Talking about Trump and architecture...

QuoteTrump issues order to demand new US federal buildings be 'beautiful'
Long-expected executive order disparages architectural modernism but critics say Trump's decree 'mostly symbolic'

Donald Trump decreed on Monday that all new US federal buildings should be "beautiful", in a long-expected executive order which excoriated architectural modernism but stopped short of demanding that all such projects should be in the classical style.

The Pulitzer prize-winning architectural critic Paul Goldberger said the order was "mostly symbolic" and "just a chance [for Trump] to lob another grenade on his way out the door".

When a draft of the order first surfaced, in February, critics reacted with horror to its promise to "make federal buildings beautiful again" by mandating a return to "the classical architectural style".
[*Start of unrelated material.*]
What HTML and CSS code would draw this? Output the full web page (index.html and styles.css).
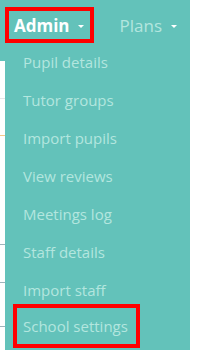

Both the American Institute of Architects and the National Trust for Historic Preservation objected, while Goldberger told the Guardian the problem was "not with classical architecture per se", but that "the mandating of an official style is not fully compatible with 21st-century liberal democracy".

Ten months later, and with the end of Trump's time in office looming, the finished order arrived.

Its text extols examples of classical US public architecture including "the Second Bank of the United States in Philadelphia, the Pioneer Courthouse in Portland, Oregon, and the Thurgood Marshall United States Courthouse in New York City".

"In Washington DC," it adds, "classical buildings such as the White House, the Capitol building, the supreme court, the Department of the Treasury and the Lincoln Memorial have become iconic symbols of our system of government."

It also bemoans buildings put up from the 1950s onwards, "from the undistinguished to designs even [the General Services Administration] now admits many in the public found unappealing".

"Encouraging classical and traditional architecture does not exclude using most other styles of architecture where appropriate," the order says. "Care must be taken, however, to ensure that all federal building designs command respect of the general public for their beauty and visual embodiment of America's ideals."

Saying the GSA must seek public and staff input on designs, the order also establishes a "President's Council on Improving Federal Civic Architecture", meant to police if not forbid outright any federal project "that diverges from the preferred architecture set forth in ... this order, including brutalist or deconstructivist architecture or any design derived from or related to these types of architecture".

Given his career in real estate developments marked by a love for gold, gilt, black marble and baroque excess, not to mention the brutal treatment of beloved old buildings, Trump's professed love for classicism has attracted critical comment.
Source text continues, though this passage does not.